Investing.com – Wall Street was higher on Tuesday as investors looked ahead to the interest rate decision from the Federal Reserve and shrugged off trade war concerns.
The S&P 500 was up nine points or 0.36% to 2,722.58 as of 9:46 AM ET (13:46 GMT) while the Dow composite increased 136 points or 0.55% to 24,747.27, and tech heavy NASDAQ Composite rose 31 points or 0.43% to 7,375.99.
Investors are looking ahead to Wednesday, when the Federal Reserve delivers its interest rate decision after the end of a two day meeting that begins on Tuesday. Traders are expecting an interest rate increase of a quarter point as Fed chair Jerome Powell gives his first press conference after the meeting.
Two more rate hikes are expected this year, but investors will closely for any hawkish tones in the “dot plot” projections.
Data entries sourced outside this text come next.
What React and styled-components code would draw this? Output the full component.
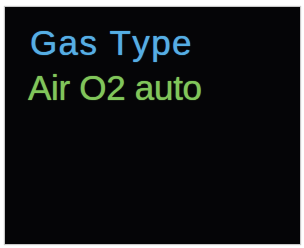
import React from "react";
import styled, { createGlobalStyle } from "styled-components";

const GlobalStyle = createGlobalStyle`
    html, body {
        margin: 0;
        padding: 0;
        background: #ffffff;
    }
`;

const Page = styled.div`
    width: 304px;
    height: 248px;
    padding: 7px 4px 4px 5px;
    box-sizing: border-box;
    display: flex;
`;

const Screen = styled.div`
    flex: 1;
    background: #050507;
    box-shadow: 0 0 1px 1px #c8c8c8;
    padding: 13px 0 0 23px;
    display: flex;
    flex-direction: column;
    font-family: "Liberation Sans", Arial, sans-serif;
`;

// each line of the display, colour and spacing vary per line
const Line = styled.div`
    color: ${(p) => p.color};
    padding-left: ${(p) => p.indent || 0}px;
    letter-spacing: ${(p) => p.spacing || 0}px;
    font-size: 35px;
    line-height: 45px;
    font-kerning: none;
    white-space: nowrap;
    text-shadow: 0 0 1px ${(p) => p.color};
`;

const App = () => {
    return (
        <>
            <GlobalStyle />
            <Page>
                <Screen>
                    <Line color="#55aee4" indent={2} spacing={1.4}>
                        Gas Type
                    </Line>
                    <Line color="#80c65a" spacing={-0.3}>
                        Air O2 auto
                    </Line>
                </Screen>
            </Page>
        </>
    );
};

export default App;
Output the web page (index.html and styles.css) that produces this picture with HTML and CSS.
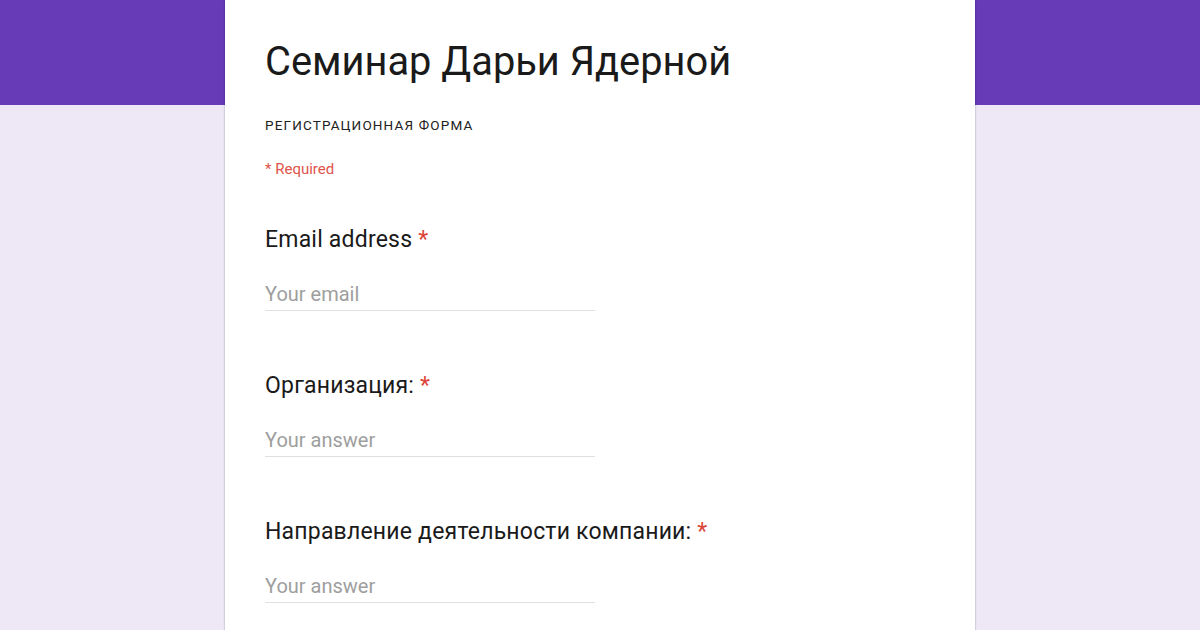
FILE: index.html
```html
<!DOCTYPE html>
<html lang="ru">
<head>
<meta charset="UTF-8">
<meta name="viewport" content="width=device-width, initial-scale=1.0">
<title>Семинар Дарьи Ядерной</title>
<link rel="stylesheet" href="styles.css">
</head>
<body>
    <form class="form-card">
        <h1 class="form-title">Семинар Дарьи Ядерной</h1>
        <div class="form-desc">РЕГИСТРАЦИОННАЯ ФОРМА</div>
        <div class="required-note">* Required</div>

        <div class="question">
            <label for="email">Email address <span class="star">*</span></label>
            <input type="email" id="email" name="email" placeholder="Your email">
        </div>
        <div class="question">
            <label for="org">Организация: <span class="star">*</span></label>
            <input type="text" id="org" name="org" placeholder="Your answer">
        </div>
        <div class="question">
            <label for="field">Направление деятельности компании: <span class="star">*</span></label>
            <input type="text" id="field" name="field" placeholder="Your answer">
        </div>
    </form>
</body>
</html>
```

FILE: styles.css
```css
body {
    margin: 0;
    padding: 0;
    font-family: Roboto, "Liberation Sans", Arial, sans-serif;
    background: linear-gradient(#673ab7 0, #673ab7 105px, #ede7f6 105px);
    min-height: 630px;
    overflow: hidden;
}

.form-card {
    width: 750px;
    min-height: 700px;
    margin: 0 auto;
    padding: 38px 40px 0;
    box-sizing: border-box;
    background-color: #fff;
    box-shadow: 0 0 2px rgba(0, 0, 0, 0.2), 0 2px 2px rgba(0, 0, 0, 0.14);
}

.form-title {
    margin: 0;
    font-size: 39.8px;
    font-weight: 400;
    line-height: 48px;
    color: #1a1a1a;
}

.form-desc {
    margin-top: 29px;
    font-size: 13.5px;
    letter-spacing: 1.15px;
    line-height: 20px;
    color: #212121;
}

.required-note {
    margin-top: 24px;
    font-size: 15px;
    line-height: 20px;
    color: #e0544b;
}

.question {
    margin-top: 61px;
}

.required-note + .question {
    margin-top: 47px;
}

.question label {
    display: block;
    font-size: 23px;
    letter-spacing: 0.2px;
    line-height: 28px;
    color: #1a1a1a;
}

.star {
    color: #db4437;
}

.question input {
    display: block;
    width: 330px;
    height: 24px;
    margin-top: 28px;
    padding: 0 0 4px;
    border: none;
    border-bottom: 1px solid #e0e0e0;
    font-family: inherit;
    font-size: 20px;
    color: #212121;
    outline: none;
    background: transparent;
    box-sizing: content-box;
}

.question input::placeholder {
    color: #9e9e9e;
}
```
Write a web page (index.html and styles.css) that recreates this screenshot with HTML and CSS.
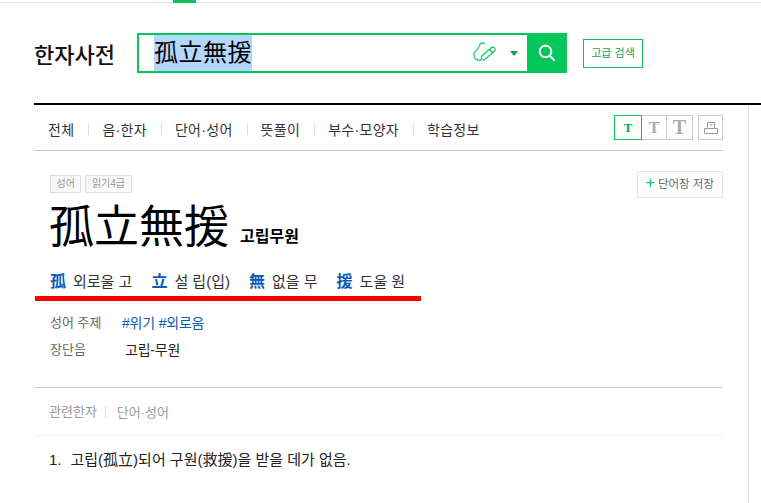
FILE: index.html
```html
<!DOCTYPE html>
<html lang="ko">
<head>
    <meta charset="UTF-8">
    <title>한자사전</title>
    <link rel="stylesheet" href="styles.css">
</head>
<body>
    <div class="topbar"><span class="topbar-tab"></span></div>

    <header class="header">
        <h1 class="logo">한자사전</h1>
        <div class="search">
            <div class="search-input">
                <span class="search-text">孤立無援</span>
                <svg class="pen-icon" width="26" height="22" viewBox="0 0 26 22" fill="none" stroke="#03c75a" stroke-width="1.1">
                    <path d="M12 1.500c-2.500-1.200-5-.5-5.500 2C6 6 5 7 3.500 8.200 1 10 .5 13 1.500 15c1 2.500 4 3.500 7 3"/>
                    <path d="M9.500 13.500L18 6c1.200-1 2.500-1 3.500-.2 1 1 1 2.200 0 3.200l-8.500 7.500c-1.500 1.200-3.300 1.700-4.300.9-.9-.9-.7-2.600.8-3.900z"/>
                    <path d="M16.500 7.500l3.700 3.500"/>
                </svg>
                <span class="caret"></span>
            </div>
            <button class="search-btn">
                <svg width="18" height="18" viewBox="0 0 18 18" fill="none" stroke="#fff" stroke-width="2">
                    <circle cx="7.500" cy="7.500" r="5.800"/>
                    <path d="M11.800 11.800l4.800 4.800"/>
                </svg>
            </button>
        </div>
        <a class="advanced">고급 검색</a>
    </header>

    <div class="page">
        <main class="content">
            <div class="tabs">
                <ul class="tab-list">
                    <li>전체</li>
                    <li>음·한자</li>
                    <li>단어·성어</li>
                    <li>뜻풀이</li>
                    <li>부수·모양자</li>
                    <li>학습정보</li>
                </ul>
                <div class="tools">
                    <span class="size-btn size-on">T</span>
                    <span class="size-btn size-md">T</span>
                    <span class="size-btn size-lg">T</span>
                    <span class="print-btn">
                        <svg width="14" height="14" viewBox="0 0 14 14" fill="none" stroke="#999" stroke-width="1">
                            <path d="M3.500 7.500v-6h7v6M.5 7.500h13v5H.5zM5.500 4h3"/>
                        </svg>
                    </span>
                </div>
            </div>

            <section class="entry">
                <div class="entry-top">
                    <div class="badges">
                        <span class="badge">성어</span>
                        <span class="badge">읽기4급</span>
                    </div>
                    <a class="save-btn"><span class="plus">+</span>단어장 저장</a>
                </div>
                <div class="entry-title">
                    <span class="hanja">孤立無援</span>
                    <span class="reading">고립무원</span>
                </div>
                <ul class="chars">
                    <li><b>孤</b>외로울 고</li>
                    <li><b>立</b>설 립(입)</li>
                    <li><b>無</b>없을 무</li>
                    <li><b>援</b>도울 원</li>
                </ul>
                <dl class="info">
                    <div class="info-row">
                        <dt>성어 주제</dt>
                        <dd class="tags">#위기 #외로움</dd>
                    </div>
                    <div class="info-row">
                        <dt>장단음</dt>
                        <dd>고립-무원</dd>
                    </div>
                </dl>
            </section>

            <section class="related">
                <div class="related-head">
                    <span class="related-title">관련한자</span>
                    <span class="related-sub">단어·성어</span>
                </div>
                <p class="meaning"><span class="num">1.</span>고립(孤立)되어 구원(救援)을 받을 데가 없음.</p>
            </section>

            <div class="red-mark"></div>
        </main>
    </div>
</body>
</html>
```

FILE: styles.css
```css
* {
    box-sizing: border-box;
}

body {
    margin: 0;
    height: 503px;
    overflow: hidden;
    background: #fff;
    color: #000;
    font-family: "Liberation Sans", "Noto Sans CJK KR", sans-serif;
}

ul, dl, dd, h1, p {
    margin: 0;
    padding: 0;
}

ul {
    list-style: none;
}

.topbar {
    height: 3px;
    border-bottom: 1px solid #e4e4e4;
    padding-left: 173px;
}

.topbar-tab {
    display: block;
    width: 23px;
    height: 3px;
    background: #03c75a;
}

.header {
    display: flex;
    align-items: center;
    height: 102px;
    margin-left: 34px;
    border-bottom: 2px solid #000;
}

.logo {
    width: 103px;
    font-size: 22px;
    font-weight: 500;
    color: #111;
}

.search {
    display: flex;
    width: 430px;
    height: 40px;
}

.search-input {
    flex: 1;
    display: flex;
    align-items: center;
    border: 2px solid #03c75a;
    border-right: 0;
    padding-left: 15px;
}

.search-text {
    width: 98px;
    height: 36px;
    line-height: 36px;
    font-size: 24px;
    letter-spacing: 0.5px;
    background: #b3d7ff;
    white-space: nowrap;
}

.pen-icon {
    margin-left: 221px;
}

.caret {
    margin-left: 11px;
    border: 4px solid transparent;
    border-top: 5px solid #03a94d;
    border-bottom: 0;
}

.search-btn {
    display: flex;
    align-items: center;
    justify-content: center;
    width: 40px;
    border: none;
    padding: 0;
    background: #03c75a;
}

.advanced {
    margin-left: 16px;
    width: 60px;
    height: 29px;
    line-height: 27px;
    border: 1px solid #03c75a;
    font-size: 11px;
    text-align: center;
    color: #1f9e63;
}

.page {
    height: 398px;
    width: 749px;
    padding-left: 34px;
    border-right: 1px solid #e4e4e4;
}

.content {
    position: relative;
    width: 689px;
}

.tabs {
    display: flex;
    justify-content: space-between;
    align-items: center;
    height: 46px;
    padding-left: 14px;
    border-bottom: 1px solid #ccc;
}

.tab-list {
    display: flex;
    padding-top: 3px;
    font-size: 14px;
    letter-spacing: 0.3px;
    color: #333;
}

.tab-list li + li {
    margin-left: 14px;
    padding-left: 14px;
    background: linear-gradient(#ddd, #ddd) left center / 1px 11px no-repeat;
}

.tools {
    display: flex;
}

.size-btn {
    width: 26px;
    height: 25px;
    border: 1px solid #ccc;
    margin-left: -1px;
    font-family: "Liberation Serif", serif;
    font-weight: bold;
    font-size: 13px;
    line-height: 23px;
    text-align: center;
    color: #aaa;
}

.size-on {
    position: relative;
    width: 28px;
    border-color: #03c75a;
    color: #03a94d;
}

.size-md {
    font-size: 16px;
}

.size-lg {
    width: 27px;
    font-size: 20px;
}

.print-btn {
    display: flex;
    align-items: center;
    justify-content: center;
    width: 25px;
    height: 25px;
    margin-left: 5px;
    border: 1px solid #ccc;
}

.entry {
    height: 237px;
    padding: 20px 0 0 16px;
    border-bottom: 1px solid #ccc;
}

.entry-top {
    display: flex;
    justify-content: space-between;
    align-items: flex-start;
}

.badges {
    display: flex;
    gap: 4px;
    padding-top: 4px;
}

.badge {
    height: 18px;
    line-height: 16px;
    padding: 0 5.500px;
    border: 1px solid #ddd;
    background: #f8f8f8;
    font-size: 10px;
    color: #999;
}

.save-btn {
    height: 27px;
    line-height: 25px;
    padding: 0 8px;
    border: 1px solid #e4e4e4;
    font-size: 11.500px;
    color: #666;
}

.plus {
    margin-right: 3px;
    font-size: 16px;
    line-height: 1;
    color: #03c75a;
}

.entry-title {
    display: flex;
    align-items: flex-end;
    gap: 11px;
    margin-top: 3px;
    margin-left: -1px;
    height: 54px;
}

.hanja {
    font-size: 45px;
    line-height: 54px;
}

.reading {
    padding-bottom: 8px;
    font-size: 16px;
    font-weight: bold;
}

.chars {
    display: flex;
    margin-top: 13px;
    font-size: 15px;
    color: #333;
}

.chars li {
    margin-right: 19px;
}

.chars b {
    margin-right: 7px;
    font-size: 16px;
    color: #0b5cb5;
}

.info {
    margin-top: 16px;
    font-size: 13px;
}

.info-row {
    display: flex;
    height: 27px;
    align-items: center;
}

.info-row dt {
    width: 75px;
    color: #666;
}

.info-row dd {
    font-size: 14px;
    letter-spacing: -0.2px;
    color: #222;
}

.tags {
    margin-left: -3px;
    color: #0b5cb5 !important;
}

.related-head {
    display: flex;
    align-items: center;
    height: 48px;
    margin-left: 2px;
    padding-left: 13px;
    border-bottom: 1px solid #eee;
    font-size: 13px;
    color: #999;
}

.related-title {
    padding-right: 8px;
    margin-right: 11px;
    border-right: 1px solid #ddd;
    line-height: 12px;
}

.meaning {
    padding: 12px 0 0 15px;
    font-size: 15px;
    color: #222;
}

.num {
    margin-right: 9px;
}

/* annotation drawn over the entry */
.red-mark {
    position: absolute;
    left: 1px;
    top: 191px;
    width: 386px;
    height: 5px;
    background: #f00;
}
```
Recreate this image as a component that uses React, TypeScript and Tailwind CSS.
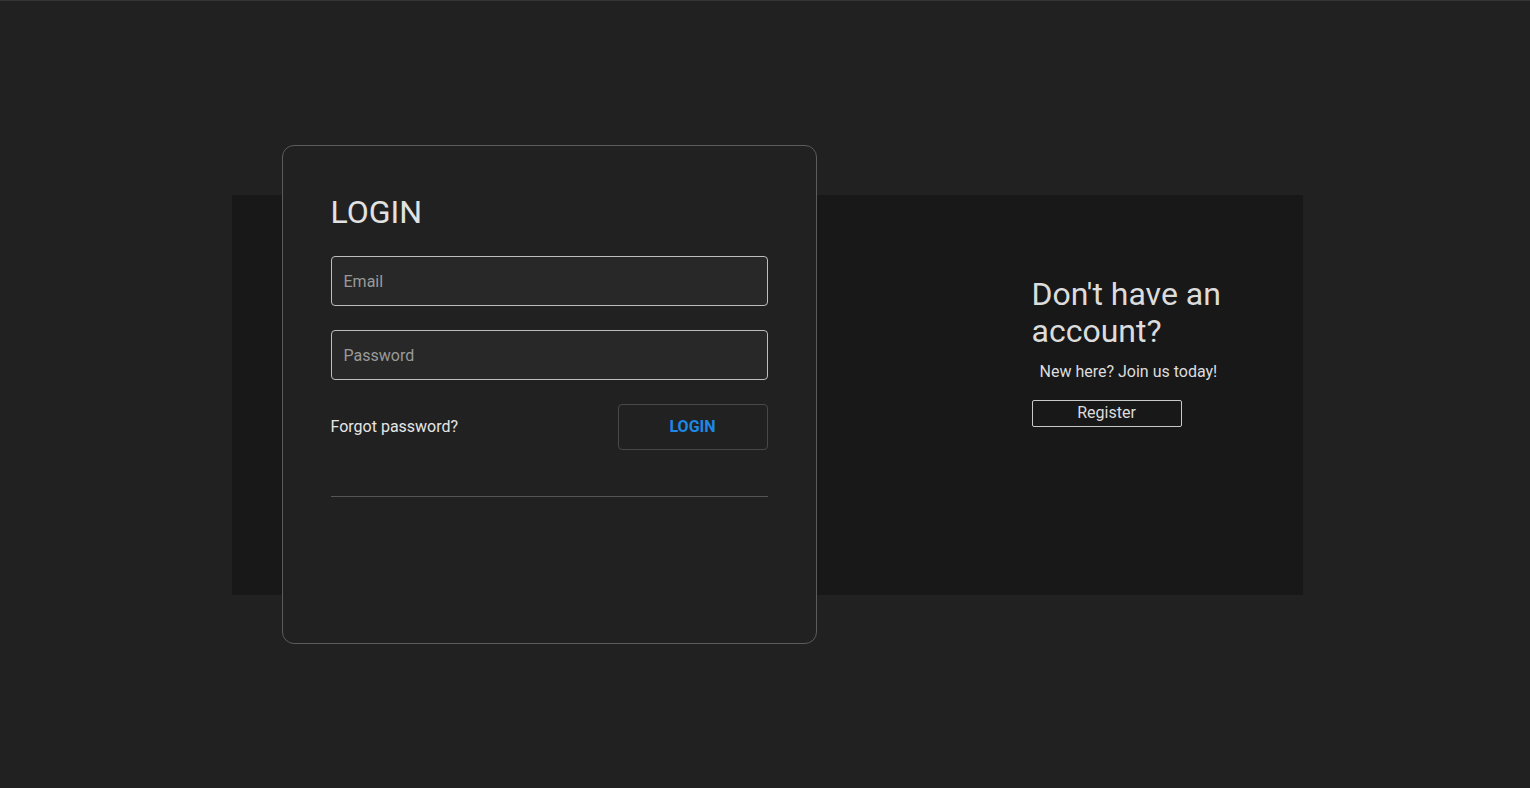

Meanwhile fresh trade war concerns resurfaced after news that U.S. President Donald Trump will unveil $60 billion of tariffs on Chinese imports by Friday.
Facebook (NASDAQ:FB) was among the biggest losers after the morning bell, falling 2.43%. The social media giant fell 6.8% on Monday, amid news that political research firm Cambridge Analytica collected data on 50 million Facebook users without their knowledge. It was the worst decline in three years.
Meanwhile Oracle (NYSE:ORCL) decreased 9.12% after mixed earnings results and Twitter Inc (NYSE:TWTR)was down 1.74%.
Elsewhere BlackBerry Ltd (NYSE:BB) surged 4.36% after it announced it was providing the security for Microsoft (NASDAQ:MSFT) Office phone apps and FedEx (NYSE:FDX) gained 1.05% after Walmart (NYSE:WMT) said it would open the shipping company in 500 of its U.S. stores.
In Europe stocks were mostly up. In Germany the DAX rose 51 points or 0.43% while France’s CAC 40 increased 15 points or 0.30% and in London the FTSE 100 was up 30 points or 0.43%. Meanwhile Spain’s IBEX 35 slipped eight points or 0.08% and the pan-European Euro Stoxx 50 inched up 10 points or 0.30%.
In commodities, gold futures fell 0.55% to $1,310.50 a troy ounce while crude oil futures surged 1.82% to $63.26 a barrel. The U.S. dollar index, which measures the greenback against a basket of six major currencies, rallied 0.41% to 89.84.